BEGIN

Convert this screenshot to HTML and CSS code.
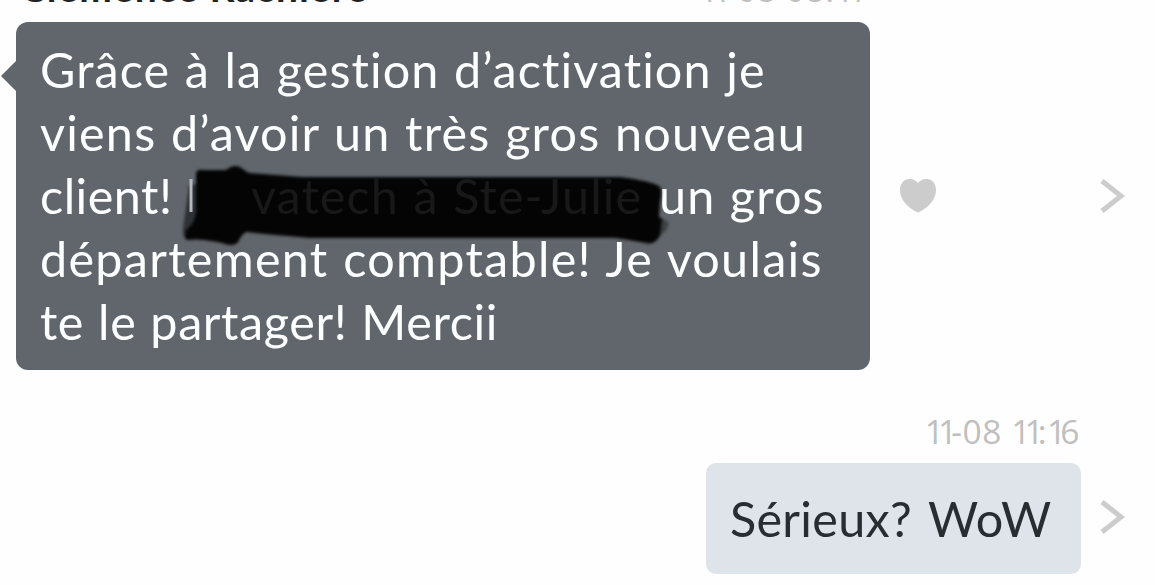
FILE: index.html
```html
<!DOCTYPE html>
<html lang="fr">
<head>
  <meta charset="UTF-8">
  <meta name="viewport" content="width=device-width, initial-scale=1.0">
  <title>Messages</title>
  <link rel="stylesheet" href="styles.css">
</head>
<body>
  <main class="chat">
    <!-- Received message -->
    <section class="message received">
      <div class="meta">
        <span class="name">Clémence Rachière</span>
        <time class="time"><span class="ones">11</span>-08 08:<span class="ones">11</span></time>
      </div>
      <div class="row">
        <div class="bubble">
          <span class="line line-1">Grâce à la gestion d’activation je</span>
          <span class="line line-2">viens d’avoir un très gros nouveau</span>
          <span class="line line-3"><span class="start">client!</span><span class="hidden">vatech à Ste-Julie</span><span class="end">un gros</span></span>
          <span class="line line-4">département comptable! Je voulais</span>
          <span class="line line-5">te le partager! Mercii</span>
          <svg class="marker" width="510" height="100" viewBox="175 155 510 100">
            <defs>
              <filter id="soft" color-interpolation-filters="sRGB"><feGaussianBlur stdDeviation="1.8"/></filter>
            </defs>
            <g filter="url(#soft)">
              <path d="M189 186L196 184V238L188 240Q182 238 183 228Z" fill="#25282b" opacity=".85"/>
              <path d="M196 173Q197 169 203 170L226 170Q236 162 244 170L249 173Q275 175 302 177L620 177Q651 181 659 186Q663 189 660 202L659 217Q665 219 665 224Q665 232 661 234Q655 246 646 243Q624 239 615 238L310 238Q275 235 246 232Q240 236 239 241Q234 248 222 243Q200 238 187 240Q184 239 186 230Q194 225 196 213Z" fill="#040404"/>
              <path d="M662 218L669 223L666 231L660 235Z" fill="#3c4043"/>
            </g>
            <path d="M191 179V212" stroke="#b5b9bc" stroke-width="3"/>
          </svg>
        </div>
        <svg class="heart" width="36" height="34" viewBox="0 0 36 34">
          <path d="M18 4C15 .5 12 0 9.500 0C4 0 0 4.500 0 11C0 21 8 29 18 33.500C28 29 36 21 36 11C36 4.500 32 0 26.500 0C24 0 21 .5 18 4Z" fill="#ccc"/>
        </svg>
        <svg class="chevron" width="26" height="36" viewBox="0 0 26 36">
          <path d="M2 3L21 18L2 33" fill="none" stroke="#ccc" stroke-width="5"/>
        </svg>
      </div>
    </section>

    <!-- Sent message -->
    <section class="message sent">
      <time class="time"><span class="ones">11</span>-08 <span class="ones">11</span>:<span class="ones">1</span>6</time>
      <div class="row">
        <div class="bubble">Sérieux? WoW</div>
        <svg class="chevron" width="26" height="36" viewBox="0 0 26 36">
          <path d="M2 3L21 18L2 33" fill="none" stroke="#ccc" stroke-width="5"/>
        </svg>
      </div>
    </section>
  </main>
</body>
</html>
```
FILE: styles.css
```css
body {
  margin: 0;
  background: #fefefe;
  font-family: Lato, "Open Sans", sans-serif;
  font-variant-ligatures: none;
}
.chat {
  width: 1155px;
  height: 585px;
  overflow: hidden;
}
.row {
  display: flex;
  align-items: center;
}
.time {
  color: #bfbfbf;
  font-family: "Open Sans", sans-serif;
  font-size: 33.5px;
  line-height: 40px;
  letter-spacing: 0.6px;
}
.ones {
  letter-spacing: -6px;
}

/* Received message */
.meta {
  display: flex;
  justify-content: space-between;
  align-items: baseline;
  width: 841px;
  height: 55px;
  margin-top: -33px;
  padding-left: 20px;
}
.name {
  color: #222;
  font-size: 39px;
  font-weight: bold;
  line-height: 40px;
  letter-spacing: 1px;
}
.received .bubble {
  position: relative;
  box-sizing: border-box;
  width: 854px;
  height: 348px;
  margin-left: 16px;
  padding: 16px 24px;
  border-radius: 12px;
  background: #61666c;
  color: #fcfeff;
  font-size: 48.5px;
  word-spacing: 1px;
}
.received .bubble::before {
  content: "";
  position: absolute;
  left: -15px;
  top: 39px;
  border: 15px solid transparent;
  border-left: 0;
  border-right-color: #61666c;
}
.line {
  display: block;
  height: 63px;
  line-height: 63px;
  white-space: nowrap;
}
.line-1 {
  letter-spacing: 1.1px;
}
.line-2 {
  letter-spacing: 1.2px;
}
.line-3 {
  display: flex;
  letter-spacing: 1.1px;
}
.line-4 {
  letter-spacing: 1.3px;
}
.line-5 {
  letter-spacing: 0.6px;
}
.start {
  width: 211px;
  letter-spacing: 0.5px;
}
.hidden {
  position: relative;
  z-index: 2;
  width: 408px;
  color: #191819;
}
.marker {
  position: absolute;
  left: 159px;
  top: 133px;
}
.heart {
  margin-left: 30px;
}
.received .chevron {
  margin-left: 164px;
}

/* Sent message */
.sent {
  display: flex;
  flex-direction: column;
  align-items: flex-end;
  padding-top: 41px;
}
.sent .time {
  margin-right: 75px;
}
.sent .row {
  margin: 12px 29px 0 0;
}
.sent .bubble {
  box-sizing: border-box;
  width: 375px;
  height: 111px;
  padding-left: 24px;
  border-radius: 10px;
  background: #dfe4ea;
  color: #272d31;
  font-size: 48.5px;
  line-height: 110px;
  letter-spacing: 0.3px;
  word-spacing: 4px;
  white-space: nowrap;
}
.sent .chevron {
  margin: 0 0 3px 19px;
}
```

END

▸ **What is expected**: Print the complete listing exactly, apart from any pictures.

▸ **Reply to the task**:
Convert this screenshot to HTML and CSS code.
FILE: index.html
```html
<!DOCTYPE html>
<html lang="fr">
<head>
  <meta charset="UTF-8">
  <meta name="viewport" content="width=device-width, initial-scale=1.0">
  <title>Messages</title>
  <link rel="stylesheet" href="styles.css">
</head>
<body>
  <main class="chat">
    <!-- Received message -->
    <section class="message received">
      <div class="meta">
        <span class="name">Clémence Rachière</span>
        <time class="time"><span class="ones">11</span>-08 08:<span class="ones">11</span></time>
      </div>
      <div class="row">
        <div class="bubble">
          <span class="line line-1">Grâce à la gestion d’activation je</span>
          <span class="line line-2">viens d’avoir un très gros nouveau</span>
          <span class="line line-3"><span class="start">client!</span><span class="hidden">vatech à Ste-Julie</span><span class="end">un gros</span></span>
          <span class="line line-4">département comptable! Je voulais</span>
          <span class="line line-5">te le partager! Mercii</span>
          <svg class="marker" width="510" height="100" viewBox="175 155 510 100">
            <defs>
              <filter id="soft" color-interpolation-filters="sRGB"><feGaussianBlur stdDeviation="1.8"/></filter>
            </defs>
            <g filter="url(#soft)">
              <path d="M189 186L196 184V238L188 240Q182 238 183 228Z" fill="#25282b" opacity=".85"/>
              <path d="M196 173Q197 169 203 170L226 170Q236 162 244 170L249 173Q275 175 302 177L620 177Q651 181 659 186Q663 189 660 202L659 217Q665 219 665 224Q665 232 661 234Q655 246 646 243Q624 239 615 238L310 238Q275 235 246 232Q240 236 239 241Q234 248 222 243Q200 238 187 240Q184 239 186 230Q194 225 196 213Z" fill="#040404"/>
              <path d="M662 218L669 223L666 231L660 235Z" fill="#3c4043"/>
            </g>
            <path d="M191 179V212" stroke="#b5b9bc" stroke-width="3"/>
          </svg>
        </div>
        <svg class="heart" width="36" height="34" viewBox="0 0 36 34">
          <path d="M18 4C15 .5 12 0 9.500 0C4 0 0 4.500 0 11C0 21 8 29 18 33.500C28 29 36 21 36 11C36 4.500 32 0 26.500 0C24 0 21 .5 18 4Z" fill="#ccc"/>
        </svg>
        <svg class="chevron" width="26" height="36" viewBox="0 0 26 36">
          <path d="M2 3L21 18L2 33" fill="none" stroke="#ccc" stroke-width="5"/>
        </svg>
      </div>
    </section>

    <!-- Sent message -->
    <section class="message sent">
      <time class="time"><span class="ones">11</span>-08 <span class="ones">11</span>:<span class="ones">1</span>6</time>
      <div class="row">
        <div class="bubble">Sérieux? WoW</div>
        <svg class="chevron" width="26" height="36" viewBox="0 0 26 36">
          <path d="M2 3L21 18L2 33" fill="none" stroke="#ccc" stroke-width="5"/>
        </svg>
      </div>
    </section>
  </main>
</body>
</html>
```
FILE: styles.css
```css
body {
  margin: 0;
  background: #fefefe;
  font-family: Lato, "Open Sans", sans-serif;
  font-variant-ligatures: none;
}
.chat {
  width: 1155px;
  height: 585px;
  overflow: hidden;
}
.row {
  display: flex;
  align-items: center;
}
.time {
  color: #bfbfbf;
  font-family: "Open Sans", sans-serif;
  font-size: 33.5px;
  line-height: 40px;
  letter-spacing: 0.6px;
}
.ones {
  letter-spacing: -6px;
}

/* Received message */
.meta {
  display: flex;
  justify-content: space-between;
  align-items: baseline;
  width: 841px;
  height: 55px;
  margin-top: -33px;
  padding-left: 20px;
}
.name {
  color: #222;
  font-size: 39px;
  font-weight: bold;
  line-height: 40px;
  letter-spacing: 1px;
}
.received .bubble {
  position: relative;
  box-sizing: border-box;
  width: 854px;
  height: 348px;
  margin-left: 16px;
  padding: 16px 24px;
  border-radius: 12px;
  background: #61666c;
  color: #fcfeff;
  font-size: 48.5px;
  word-spacing: 1px;
}
.received .bubble::before {
  content: "";
  position: absolute;
  left: -15px;
  top: 39px;
  border: 15px solid transparent;
  border-left: 0;
  border-right-color: #61666c;
}
.line {
  display: block;
  height: 63px;
  line-height: 63px;
  white-space: nowrap;
}
.line-1 {
  letter-spacing: 1.1px;
}
.line-2 {
  letter-spacing: 1.2px;
}
.line-3 {
  display: flex;
  letter-spacing: 1.1px;
}
.line-4 {
  letter-spacing: 1.3px;
}
.line-5 {
  letter-spacing: 0.6px;
}
.start {
  width: 211px;
  letter-spacing: 0.5px;
}
.hidden {
  position: relative;
  z-index: 2;
  width: 408px;
  color: #191819;
}
.marker {
  position: absolute;
  left: 159px;
  top: 133px;
}
.heart {
  margin-left: 30px;
}
.received .chevron {
  margin-left: 164px;
}

/* Sent message */
.sent {
  display: flex;
  flex-direction: column;
  align-items: flex-end;
  padding-top: 41px;
}
.sent .time {
  margin-right: 75px;
}
.sent .row {
  margin: 12px 29px 0 0;
}
.sent .bubble {
  box-sizing: border-box;
  width: 375px;
  height: 111px;
  padding-left: 24px;
  border-radius: 10px;
  background: #dfe4ea;
  color: #272d31;
  font-size: 48.5px;
  line-height: 110px;
  letter-spacing: 0.3px;
  word-spacing: 4px;
  white-space: nowrap;
}
.sent .chevron {
  margin: 0 0 3px 19px;
}
```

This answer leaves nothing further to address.